LANSING – Today, Michigan Attorney General Dana Nessel has released a video announcing the official launch of the Address Confidentiality Program (ACP). The ACP was created to provide certain protections for victims of domestic violence, sexual assault, stalking, human trafficking, or those who fear that disclosure of their physical address will increase the risk of harm.

“For anyone who is at an increased risk of physical harm or threats – including the victims of stalking, domestic violence, sexual assault, or human trafficking – the fear of being found by their perpetrator can be overwhelming,” said Nessel. “The Address Confidentiality Program is an important component of a survivor’s overall safety plan, which can help victims of violent crimes, and individuals at risk of being threatened or physically harmed, keep their address confidential.”

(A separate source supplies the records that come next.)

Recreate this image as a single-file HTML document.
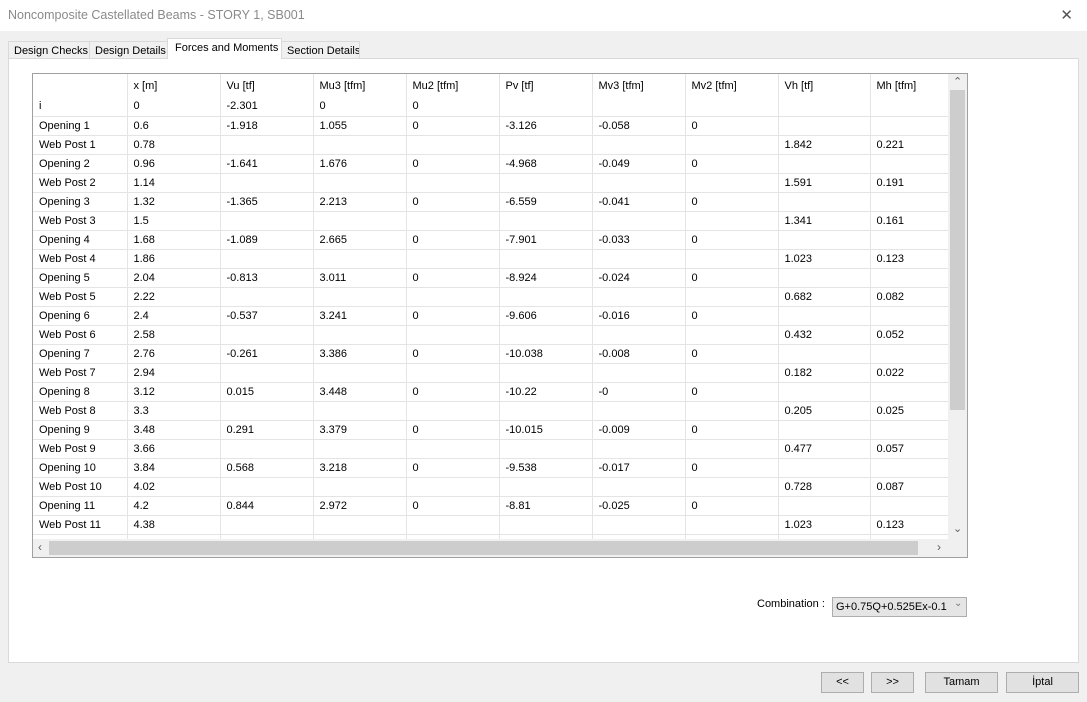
<!DOCTYPE html>
<html><head><style>
*{margin:0;padding:0;box-sizing:border-box}
body{width:1087px;height:702px;background:#f0f0f0;font-family:"Liberation Sans",sans-serif;font-size:11px;color:#000;position:relative;overflow:hidden}
.abs{position:absolute;white-space:nowrap}
#title{left:0;top:0;width:1087px;height:31px;background:#fff;}
#title span{position:absolute;left:8px;top:8px;font-size:12.5px;color:#8a8a8a}
#close{position:absolute;right:14px;top:6px;font-size:15px;color:#555}
.tab{position:absolute;top:41px;height:18px;background:#f0f0f0;border:1px solid #d9d9d9;border-bottom:none;font-size:11px;padding:3px 0 0 5px;white-space:nowrap;overflow:hidden}
#panel{left:8px;top:58px;width:1071px;height:605px;background:#fff;border:1px solid #d9d9d9}
#grid{left:32px;top:73px;width:936px;height:485px;border:1px solid #a0a0a0;background:#fff;overflow:hidden}
table{border-collapse:collapse;position:absolute;left:0;top:0;table-layout:fixed}
td{height:19px;border-right:1px solid #e4e4e4;border-bottom:1px solid #e4e4e4;padding:0 6px;white-space:nowrap;overflow:hidden;font-size:11px;vertical-align:middle}
tr.h td{height:23px;border-bottom:none}
.btn{position:absolute;top:672px;height:21px;background:#e1e1e1;border:1px solid #adadad;text-align:center;line-height:19px;font-size:11px}
</style></head><body>
<div id="title" class="abs"><span>Noncomposite Castellated Beams - STORY 1, SB001</span><div id="close">✕</div></div>
<div class="tab" style="left:8px;width:82px">Design Checks</div>
<div class="tab" style="left:89px;width:79px">Design Details</div>
<div class="tab" style="left:281px;width:79px">Section Details</div>
<div id="panel" class="abs"></div>
<div class="tab" style="left:167px;top:38px;height:21px;width:115px;background:#fff;z-index:2;padding-top:3px;padding-left:7px">Forces and Moments</div>
<div id="grid" class="abs">
<table>
<colgroup><col style="width:94px"><col style="width:93px"><col style="width:93px"><col style="width:93px"><col style="width:93px"><col style="width:93px"><col style="width:93px"><col style="width:93px"><col style="width:92px"><col style="width:80px"></colgroup>
<tr class="h"><td></td><td>x [m]</td><td>Vu [tf]</td><td>Mu3 [tfm]</td><td>Mu2 [tfm]</td><td>Pv [tf]</td><td>Mv3 [tfm]</td><td>Mv2 [tfm]</td><td>Vh [tf]</td><td>Mh [tfm]</td></tr>
<tr><td>i</td><td>0</td><td>-2.301</td><td>0</td><td>0</td><td></td><td></td><td></td><td></td><td></td></tr>
<tr><td>Opening 1</td><td>0.6</td><td>-1.918</td><td>1.055</td><td>0</td><td>-3.126</td><td>-0.058</td><td>0</td><td></td><td></td></tr>
<tr><td>Web Post 1</td><td>0.78</td><td></td><td></td><td></td><td></td><td></td><td></td><td>1.842</td><td>0.221</td></tr>
<tr><td>Opening 2</td><td>0.96</td><td>-1.641</td><td>1.676</td><td>0</td><td>-4.968</td><td>-0.049</td><td>0</td><td></td><td></td></tr>
<tr><td>Web Post 2</td><td>1.14</td><td></td><td></td><td></td><td></td><td></td><td></td><td>1.591</td><td>0.191</td></tr>
<tr><td>Opening 3</td><td>1.32</td><td>-1.365</td><td>2.213</td><td>0</td><td>-6.559</td><td>-0.041</td><td>0</td><td></td><td></td></tr>
<tr><td>Web Post 3</td><td>1.5</td><td></td><td></td><td></td><td></td><td></td><td></td><td>1.341</td><td>0.161</td></tr>
<tr><td>Opening 4</td><td>1.68</td><td>-1.089</td><td>2.665</td><td>0</td><td>-7.901</td><td>-0.033</td><td>0</td><td></td><td></td></tr>
<tr><td>Web Post 4</td><td>1.86</td><td></td><td></td><td></td><td></td><td></td><td></td><td>1.023</td><td>0.123</td></tr>
<tr><td>Opening 5</td><td>2.04</td><td>-0.813</td><td>3.011</td><td>0</td><td>-8.924</td><td>-0.024</td><td>0</td><td></td><td></td></tr>
<tr><td>Web Post 5</td><td>2.22</td><td></td><td></td><td></td><td></td><td></td><td></td><td>0.682</td><td>0.082</td></tr>
<tr><td>Opening 6</td><td>2.4</td><td>-0.537</td><td>3.241</td><td>0</td><td>-9.606</td><td>-0.016</td><td>0</td><td></td><td></td></tr>
<tr><td>Web Post 6</td><td>2.58</td><td></td><td></td><td></td><td></td><td></td><td></td><td>0.432</td><td>0.052</td></tr>
<tr><td>Opening 7</td><td>2.76</td><td>-0.261</td><td>3.386</td><td>0</td><td>-10.038</td><td>-0.008</td><td>0</td><td></td><td></td></tr>
<tr><td>Web Post 7</td><td>2.94</td><td></td><td></td><td></td><td></td><td></td><td></td><td>0.182</td><td>0.022</td></tr>
<tr><td>Opening 8</td><td>3.12</td><td>0.015</td><td>3.448</td><td>0</td><td>-10.22</td><td>-0</td><td>0</td><td></td><td></td></tr>
<tr><td>Web Post 8</td><td>3.3</td><td></td><td></td><td></td><td></td><td></td><td></td><td>0.205</td><td>0.025</td></tr>
<tr><td>Opening 9</td><td>3.48</td><td>0.291</td><td>3.379</td><td>0</td><td>-10.015</td><td>-0.009</td><td>0</td><td></td><td></td></tr>
<tr><td>Web Post 9</td><td>3.66</td><td></td><td></td><td></td><td></td><td></td><td></td><td>0.477</td><td>0.057</td></tr>
<tr><td>Opening 10</td><td>3.84</td><td>0.568</td><td>3.218</td><td>0</td><td>-9.538</td><td>-0.017</td><td>0</td><td></td><td></td></tr>
<tr><td>Web Post 10</td><td>4.02</td><td></td><td></td><td></td><td></td><td></td><td></td><td>0.728</td><td>0.087</td></tr>
<tr><td>Opening 11</td><td>4.2</td><td>0.844</td><td>2.972</td><td>0</td><td>-8.81</td><td>-0.025</td><td>0</td><td></td><td></td></tr>
<tr><td>Web Post 11</td><td>4.38</td><td></td><td></td><td></td><td></td><td></td><td></td><td>1.023</td><td>0.123</td></tr>
<tr><td>Opening 12</td><td>4.56</td><td></td><td></td><td></td><td></td><td></td><td></td><td></td><td></td></tr>
</table>
<div class="abs" style="left:915px;top:0;width:19px;height:465px;background:#f0f0f0"></div>
<div class="abs" style="left:917px;top:16px;width:15px;height:320px;background:#cdcdcd"></div>
<div class="abs" style="left:920px;top:1px;font-size:11px;color:#606060">&#8963;</div>
<div class="abs" style="left:920px;top:448px;font-size:11px;color:#606060">&#8964;</div>
<div class="abs" style="left:0;top:465px;width:934px;height:18px;background:#f0f0f0"></div>
<div class="abs" style="left:16px;top:467px;width:869px;height:14px;background:#cdcdcd"></div>
<div class="abs" style="left:5px;top:466px;font-size:12px;color:#606060">&lsaquo;</div>
<div class="abs" style="left:904px;top:466px;font-size:12px;color:#606060">&rsaquo;</div>
</div>
<div class="abs" style="left:757px;top:598px;font-size:11px">Combination :</div>
<div class="abs" style="left:832px;top:597px;width:135px;height:20px;background:#e5e5e5;border:1px solid #adadad;font-size:11px;line-height:18px;padding-left:3px;overflow:hidden">G+0.75Q+0.525Ex-0.1</div>
<div class="abs" style="left:954px;top:598px;font-size:10px;color:#777">&#8964;</div>
<div class="btn" style="left:821px;width:43px">&lt;&lt;</div>
<div class="btn" style="left:871px;width:43px">&gt;&gt;</div>
<div class="btn" style="left:925px;width:73px">Tamam</div>
<div class="btn" style="left:1006px;width:73px">İptal</div>
</body></html>
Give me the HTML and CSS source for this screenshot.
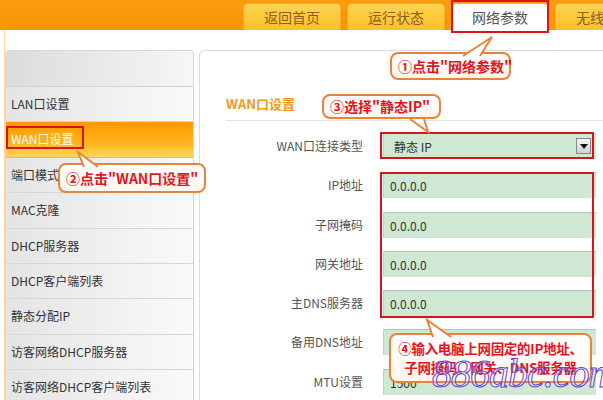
FILE: index.html
```html
<!DOCTYPE html>
<html lang="zh-CN">
<head>
    <meta charset="UTF-8">
    <meta name="viewport" content="width=device-width, initial-scale=1.0">
    <title>WAN口设置</title>
    <link rel="stylesheet" href="styles.css">
</head>
<body>
<div class="page">
    <header class="topbar">
        <nav class="tabs">
            <a class="tab">返回首页</a>
            <a class="tab">运行状态</a>
            <a class="tab active">网络参数</a>
            <a class="tab">无线设置</a>
        </nav>
    </header>

    <div class="main">
        <aside class="sidebar">
            <div class="side-head"></div>
            <a class="side-item">LAN口设置</a>
            <a class="side-item active">WAN口设置</a>
            <a class="side-item">端口模式</a>
            <a class="side-item">MAC克隆</a>
            <a class="side-item">DHCP服务器</a>
            <a class="side-item">DHCP客户端列表</a>
            <a class="side-item">静态分配IP</a>
            <a class="side-item">访客网络DHCP服务器</a>
            <a class="side-item">访客网络DHCP客户端列表</a>
        </aside>

        <section class="panel">
            <h2 class="panel-title">WAN口设置</h2>
            <div class="form">
                <label>WAN口连接类型</label>
                <div class="field select">静态 IP<span class="arrow"></span></div>
                <label>IP地址</label>
                <div class="field">0.0.0.0</div>
                <label>子网掩码</label>
                <div class="field">0.0.0.0</div>
                <label>网关地址</label>
                <div class="field">0.0.0.0</div>
                <label>主DNS服务器</label>
                <div class="field">0.0.0.0</div>
                <label>备用DNS地址</label>
                <div class="field">0.0.0.0</div>
                <label>MTU设置</label>
                <div class="field">1500</div>
            </div>
        </section>
    </div>

    <!-- annotations -->
    <div class="mark mark-tab"></div>
    <div class="mark mark-side"></div>
    <div class="mark mark-select"></div>
    <div class="mark mark-fields"></div>

    <div class="tip tip1">①点击"网络参数"
        <svg class="tail" style="left:68px;top:-19px" width="40" height="22" viewBox="0 0 40 22"><path d="M3 21 L32 2 L20 21" fill="#fff" stroke="#e9833a" stroke-width="2"/></svg>
    </div>
    <div class="tip tip2">②点击"WAN口设置"
        <svg class="tail" style="left:14px;top:-15px" width="30" height="18" viewBox="0 0 30 18"><path d="M24 17 L4 2 L10 17" fill="#fff" stroke="#e9833a" stroke-width="2"/></svg>
    </div>
    <div class="tip tip3">③选择"静态IP"
        <svg class="tail" style="left:84px;top:22px" width="30" height="16" viewBox="0 0 30 16"><path d="M2 1 L20 14 L16 1" fill="#fff" stroke="#e9833a" stroke-width="2"/></svg>
    </div>
    <div class="tip tip4">④输入电脑上网固定的IP地址、<br>子网掩码、网关、DNS服务器
        <svg class="tail" style="left:30px;top:-17px" width="34" height="20" viewBox="0 0 34 20"><path d="M12 19 L6 2 L30 19" fill="#fff" stroke="#e9833a" stroke-width="2"/></svg>
    </div>

    <div class="watermark">886abc.com</div>
</div>
</body>
</html>
```

FILE: styles.css
```css
body {
    margin: 0;
    padding: 0;
    font-family: "Noto Sans CJK SC", "Noto Sans", sans-serif;
    font-size: 12px;
    color: #444;
    background: #fff;
}

.page {
    position: relative;
    width: 603px;
    height: 400px;
    overflow: hidden;
}

/* top bar */
.topbar {
    height: 30px;
    background: linear-gradient(to bottom, #fb9b10, #f99500);
}

.tabs {
    display: flex;
    gap: 6px;
    padding: 3px 0 0 243px;
    height: 27px;
    white-space: nowrap;
}

.tab {
    flex: 0 0 98px;
    box-sizing: border-box;
    height: 27px;
    line-height: 26px;
    text-align: center;
    font-size: 14px;
    color: #8c5d1c;
    background: linear-gradient(to bottom, #fdd350, #fcc02a);
    border: 1px solid #f0ae2c;
    border-bottom: none;
    border-radius: 5px 5px 0 0;
}

.tab.active {
    background: #fff;
    color: #555;
}

/* layout */
.main {
    display: flex;
    margin-left: 4px;
    padding-top: 20px;
    border-left: 1px solid #fbd99a;
    height: 350px;
}

.sidebar {
    flex: 0 0 187px;
    border: 1px solid #d8d8d8;
    border-bottom: none;
    border-radius: 4px 4px 0 0;
    overflow: hidden;
}

.side-head {
    height: 35px;
    border-bottom: 1px solid #d2d2d2;
    background: linear-gradient(to right, #dcdcdc, #f6f6f6);
}

.side-item {
    display: block;
    height: 34.4px;
    line-height: 34px;
    padding-left: 5px;
    color: #333;
    border-bottom: 1px solid #d6d6d6;
    background: linear-gradient(to right, #e4e4e4, #fafafa);
    white-space: nowrap;
}

.side-item.active {
    color: #fff;
    background: linear-gradient(to bottom, #ff9800, #ffb41e 60%, #ffd65c);
    border-bottom-color: #f3b74a;
}

.panel {
    flex: 1;
    margin-left: 5px;
    border: 1px solid #dcdcdc;
    border-right: none;
    border-bottom: none;
    border-radius: 6px 0 0 0;
}

.panel-title {
    margin: 44px 0 0 26px;
    padding-bottom: 7px;
    font-size: 13px;
    line-height: 18px;
    color: #f39a1a;
    border-bottom: 1px solid #e2e2e2;
}

.form {
    display: grid;
    grid-template-columns: 137px 213px;
    column-gap: 20px;
    row-gap: 13.3px;
    margin: 12px 0 0 26px;
}

.form label {
    text-align: right;
    line-height: 26px;
    color: #555;
    font-size: 12px;
}

.field {
    position: relative;
    box-sizing: border-box;
    height: 26px;
    line-height: 25px;
    padding-left: 6px;
    color: #333;
    background: #cfe8d4;
    border-top: 1px solid #b5c4b8;
    border-left: 1px solid #c3d3c6;
}

.field.select {
    padding-left: 10px;
}

.arrow {
    position: absolute;
    right: 5px;
    top: 4px;
    width: 15px;
    height: 16px;
    box-sizing: border-box;
    background: linear-gradient(to bottom, #f4f4f4, #d0d0d0);
    border: 1px solid #888;
}

.arrow::after {
    content: "";
    position: absolute;
    left: 3px;
    top: 5px;
    border-left: 4px solid transparent;
    border-right: 4px solid transparent;
    border-top: 5px solid #111;
}

/* red annotation boxes */
.mark {
    position: absolute;
    box-sizing: border-box;
    border: 2px solid #d9141b;
}

.mark-tab { left: 451px; top: 0; width: 98px; height: 33px; }
.mark-side { left: 6px; top: 126px; width: 78px; height: 23px; }
.mark-select { left: 380px; top: 132px; width: 214px; height: 27px; }
.mark-fields { left: 380px; top: 172px; width: 214px; height: 146px; }

/* callouts */
.tip {
    position: absolute;
    box-sizing: border-box;
    padding: 0 6px;
    font-size: 14px;
    font-weight: bold;
    color: #e2141f;
    white-space: nowrap;
    background: linear-gradient(to bottom, #fff, #fff6ee);
    border: 2px solid #e9833a;
    border-radius: 8px;
}

.tail {
    position: absolute;
    overflow: visible;
}

.tip1 { left: 390px; top: 52px; width: 121px; height: 28px; line-height: 24px; }
.tip2 { left: 58px; top: 163px; width: 148px; height: 30px; line-height: 26px; }
.tip3 { left: 322px; top: 94px; width: 119px; height: 25px; line-height: 21px; }
.tip4 {
    left: 389px;
    top: 333px;
    width: 203px;
    height: 50px;
    padding: 4px 2px;
    font-size: 13.5px;
    letter-spacing: -0.3px;
    line-height: 19px;
    text-align: center;
}

.watermark {
    position: absolute;
    left: 432px;
    top: 352px;
    font-family: "Liberation Serif", serif;
    font-style: italic;
    font-size: 40px;
    line-height: 44px;
    letter-spacing: -1px;
    color: rgba(255, 255, 255, 0.3);
    -webkit-text-stroke: 1px #6a3fd0;
}
```
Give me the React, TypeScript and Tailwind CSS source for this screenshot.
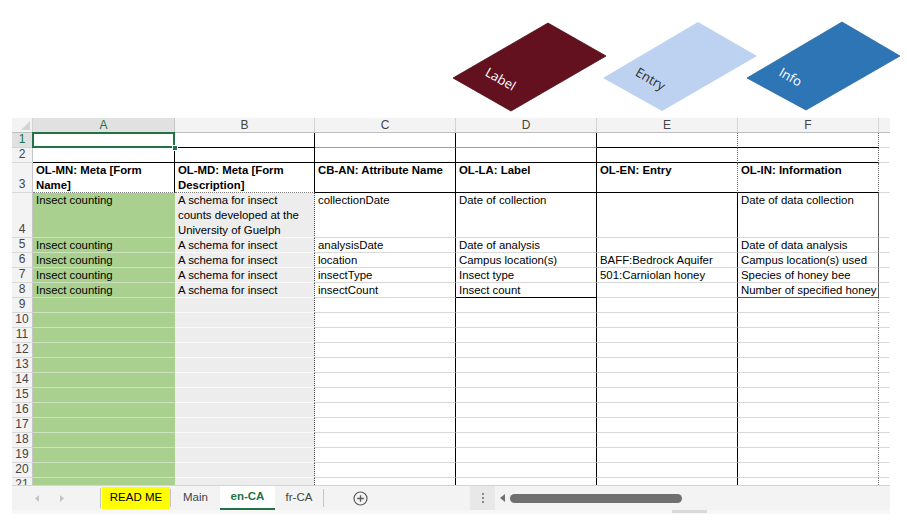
import React from "react";

const data: Record<number, string[]> = {
  3: ["OL-MN: Meta [Form Name]", "OL-MD: Meta [Form Description]", "CB-AN: Attribute Name", "OL-LA: Label", "OL-EN: Entry", "OL-IN: Information"],
  4: ["Insect counting", "A schema for insect counts developed at the University of Guelph", "collectionDate", "Date of collection", "", "Date of data collection"],
  5: ["Insect counting", "A schema for insect", "analysisDate", "Date of analysis", "", "Date of data analysis"],
  6: ["Insect counting", "A schema for insect", "location", "Campus location(s)", "BAFF:Bedrock Aquifer", "Campus location(s) used"],
  7: ["Insect counting", "A schema for insect", "insectType", "Insect type", "501:Carniolan honey", "Species of honey bee"],
  8: ["Insect counting", "A schema for insect", "insectCount", "Insect count", "", "Number of specified honey"],
};

function bgClass(r: number, c: number) {
  if (r >= 4 && c === 0) return "bg-[#a9d08e]";
  if (r >= 4 && c === 1) return "bg-[#ededed]";
  return "bg-white";
}

function rightClass(r: number, c: number) {
  switch (c) {
    case 0:
      return r <= 3 ? "border-r-black" : "border-r-[#a9d08e]";
    case 1:
      return r <= 3 ? "border-r-black" : "border-r-[#4d4d4d] [border-right-style:dotted]";
    case 2:
    case 3:
      return "border-r-black";
    case 4:
      return r <= 3 ? "border-r-[#6d6d6d] [border-right-style:dotted]" : "border-r-black";
    case 5:
      if (r <= 3) return "border-r-[#6d6d6d] [border-right-style:dotted]";
      if (r <= 8) return "border-r-[#595959]";
      return "border-r-[#7f7f7f] [border-right-style:dotted]";
    default:
      return "border-r-transparent";
  }
}

function bottomClass(r: number, c: number) {
  if (c === 6) return "border-b-[#d9d9d9]";
  if (r === 1) {
    if (c === 0) return "border-b-[#d9d9d9]";
    if (c === 2 || c === 3) return "border-b-[#9a9a9a]";
    return "border-b-black";
  }
  if (r === 2) return "border-b-black";
  if (r === 3) return c <= 1 ? "border-b-[#7a7a7a] [border-bottom-style:dotted]" : "border-b-black";
  if (r === 8 && c === 3) return "border-b-black";
  if (r === 8 && c === 5) return "border-b-[#595959]";
  if (c === 0) return "border-b-[#cfe2c0]";
  if (c === 1) return "border-b-[#fafafa]";
  return "border-b-[#d9d9d9]";
}

function Cell({ r, c }: { r: number; c: number }) {
  const text = data[r]?.[c] ?? "";
  const wrap = r === 3 || r === 4;
  const bold = r === 3;
  const cls = [
    "border-r border-b overflow-hidden px-[3px] leading-[15px] text-black",
    bgClass(r, c),
    rightClass(r, c),
    bottomClass(r, c),
    wrap ? "whitespace-normal" : "whitespace-nowrap",
    bold ? "font-bold" : "",
    r === 1 && c === 0 ? "relative overflow-visible" : "",
  ].join(" ");
  return (
    <div className={cls}>
      {text}
      {r === 1 && c === 0 && (
        <>
          <div className="absolute left-[-1px] top-[-1px] w-[143px] h-[16px] border-2 border-[#217346]" />
          <div className="absolute right-[-4px] bottom-[-4px] w-[6px] h-[6px] bg-[#217346] border border-white" />
        </>
      )}
    </div>
  );
}

export default function App() {
  const rows = Array.from({ length: 21 }, (_, i) => i + 1);
  const letters = ["A", "B", "C", "D", "E", "F"];
  return (
    <div className="w-[907px] h-[520px] bg-white overflow-hidden font-['Liberation_Sans',Arial,sans-serif]">
      <svg width="907" height="118" className="block">
        <polygon points="453,78 548,23 606,56 511,111" fill="#64111f" stroke="#4e0d18" strokeWidth="0.8" />
        <text x="500" y="80" transform="rotate(30 500 80)" fill="#ffffff" fontSize="13" fontFamily="Open Sans, sans-serif" textAnchor="middle" dominantBaseline="middle">Label</text>
        <polygon points="603,78 698,22 757,56 662,111" fill="#bdd2f0" />
        <text x="650" y="80" transform="rotate(30 650 80)" fill="#2b2b2b" fontSize="13" fontFamily="Open Sans, sans-serif" textAnchor="middle" dominantBaseline="middle">Entry</text>
        <polygon points="747,78 842,22 900,56 806,110" fill="#2e75b6" stroke="#2a69a3" strokeWidth="0.8" />
        <text x="790" y="78" transform="rotate(30 790 78)" fill="#ffffff" fontSize="13" fontFamily="Open Sans, sans-serif" textAnchor="middle" dominantBaseline="middle">Info</text>
      </svg>

      <div className="ml-[12px] w-[878px] h-[367px] overflow-hidden grid grid-cols-[21px_142px_140px_141px_141px_141px_141px_11px] grid-rows-[15px_15px_15px_30px_45px_repeat(17,15px)] text-[11.4px]">
        {/* header row */}
        <div className="bg-[#f3f3f3] border-r border-b border-r-[#d4d4d4] border-b-[#bfbfbf] flex items-end justify-end pr-[2px] pb-[2px]">
          <svg width="9" height="9"><polygon points="9,0 9,9 0,9" fill="#d4d4d4" /></svg>
        </div>
        {letters.map((l, i) => (
          <div
            key={l}
            className={
              i === 0
                ? "bg-[#e1e1e1] text-[#217346] border-r border-b border-r-[#c6c6c6] border-b-[#bfbfbf] flex items-center justify-center text-[12px] leading-[15px]"
                : "bg-[#f3f3f3] text-[#444444] border-r border-b border-r-[#d4d4d4] border-b-[#bfbfbf] flex items-center justify-center text-[12px] leading-[15px]"
            }
          >
            {l}
          </div>
        ))}
        <div className="bg-[#f3f3f3] border-b border-b-[#bfbfbf]" />

        {rows.map((r) => (
          <React.Fragment key={r}>
            <div
              className={
                r === 1
                  ? "bg-[#e1e1e1] text-[#217346] border-r border-b border-r-[#c6c6c6] border-b-[#d4d4d4] flex items-end justify-center text-[12px] leading-[15px]"
                  : "bg-[#f3f3f3] text-[#444444] border-r border-b border-r-[#c6c6c6] border-b-[#d9d9d9] flex items-end justify-center text-[12px] leading-[15px]"
              }
            >
              {r}
            </div>
            {[0, 1, 2, 3, 4, 5, 6].map((c) => (
              <Cell key={c} r={r} c={c} />
            ))}
          </React.Fragment>
        ))}
      </div>

      {/* sheet tabs bar */}
      <div className="ml-[12px] w-[878px] h-[25px] bg-[#f3f3f3] border-t border-t-[#d4d4d4] flex items-stretch text-[11.5px] leading-none">
        <div className="w-[88px] flex items-center">
          <svg className="ml-[23px]" width="5" height="7"><polygon points="4,0 4,7 0,3.5" fill="#c4c4c4" /></svg>
          <svg className="ml-[20px]" width="5" height="7"><polygon points="0,0 0,7 4,3.5" fill="#c4c4c4" /></svg>
        </div>
        <div className="w-px my-[2px] bg-[#c4c4c4]" />
        <div className="ml-px w-[68px] my-[1px] bg-[#ffff00] flex items-center justify-center text-black">READ ME</div>
        <div className="w-px my-[3px] bg-[#c4c4c4]" />
        <div className="w-[49px] flex items-center justify-center text-[#444444]">Main</div>
        <div className="w-[55px] bg-white border-b-2 border-b-[#217346] flex items-center justify-center font-bold text-[#217346]">en-CA</div>
        <div className="w-[48px] flex items-center justify-center text-[#444444]">fr-CA</div>
        <div className="w-px my-[3px] bg-[#c4c4c4]" />
        <div className="ml-[29px] w-[15px] flex items-center">
          <svg width="15" height="15" viewBox="0 0 15 15">
            <circle cx="7.5" cy="7.5" r="6.5" fill="none" stroke="#5a5a5a" strokeWidth="1.2" />
            <path d="M7.5 4.2v6.6M4.2 7.5h6.6" stroke="#5a5a5a" strokeWidth="1.3" />
          </svg>
        </div>
        <div className="w-[102px]" />
        <div className="w-[25px] bg-[#e8e8e8] flex flex-col items-center justify-center gap-[2px]">
          <div className="w-[2px] h-[2px] bg-[#8a8a8a]" />
          <div className="w-[2px] h-[2px] bg-[#8a8a8a]" />
          <div className="w-[2px] h-[2px] bg-[#8a8a8a]" />
        </div>
        <div className="ml-[5px] w-[5px] flex items-center">
          <svg width="5" height="8"><polygon points="5,0 5,8 0,4" fill="#6f6f6f" /></svg>
        </div>
        <div className="ml-[5px] w-[172px] h-[9px] self-center rounded-full bg-[#6f6f6f]" />
      </div>
      <div className="ml-[12px] w-[878px] h-[4px] bg-[#f7f7f7]">
        <div className="ml-[660px] w-[35px] h-[3px] bg-[#dadada]" />
      </div>
    </div>
  );
}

ACP is a statewide confidentiality program administered by the Michigan Department of Attorney General. ACP operates to shield a program participant’s actual physical address by providing an official designated/substitute address, free mail forwarding service, and a guidebook that outlines how to vote, how to change their address, information on schools and bussing, what to do when contacting the police or emergency services, and much more.

“The Michigan Department of State is proud to partner with the Attorney General in this lifesaving effort to protect survivors,” said Michigan Secretary of State Jocelyn Benson. “Millions of Michiganders entrust our Department with their personal information connected to their state ID, driver’s license, and voter registration so we are well prepared to maintain the necessary security and confidentiality for this new program. Our staff has worked hard over the last two years to enhance our systems to safeguard the records of survivors and their families in the ACP. We stand ready to help keep participants safe from harm.”

Anyone who is a victim of domestic violence, human trafficking, sexual assault, stalking, or anyone at risk of being threatened or physically harmed if their address is revealed is potentially eligible to participate. Qualified applicants must:

  • Be moving or planning to move as pre-existing addresses may already be compromised;
  • Be at least 18 years old or an emancipated minor; or
  • Be a parent or guardian acting on behalf of a minor or ward.

“I am thrilled that the Address Confidentiality Program is now underway due to the hard work of bipartisan lawmakers, Attorney General Dana Nessel, and domestic and sexual violence experts. This program will provide much needed protections for victims and survivors here in Michigan,” said Senator Stephanie Chang, Chair of the Senate Committee on Civil Rights, Judiciary and Public Safety, and an original sponsor in the ACP Act bill package.

Victim advocates across the state have been trained and will work with interested parties on registration.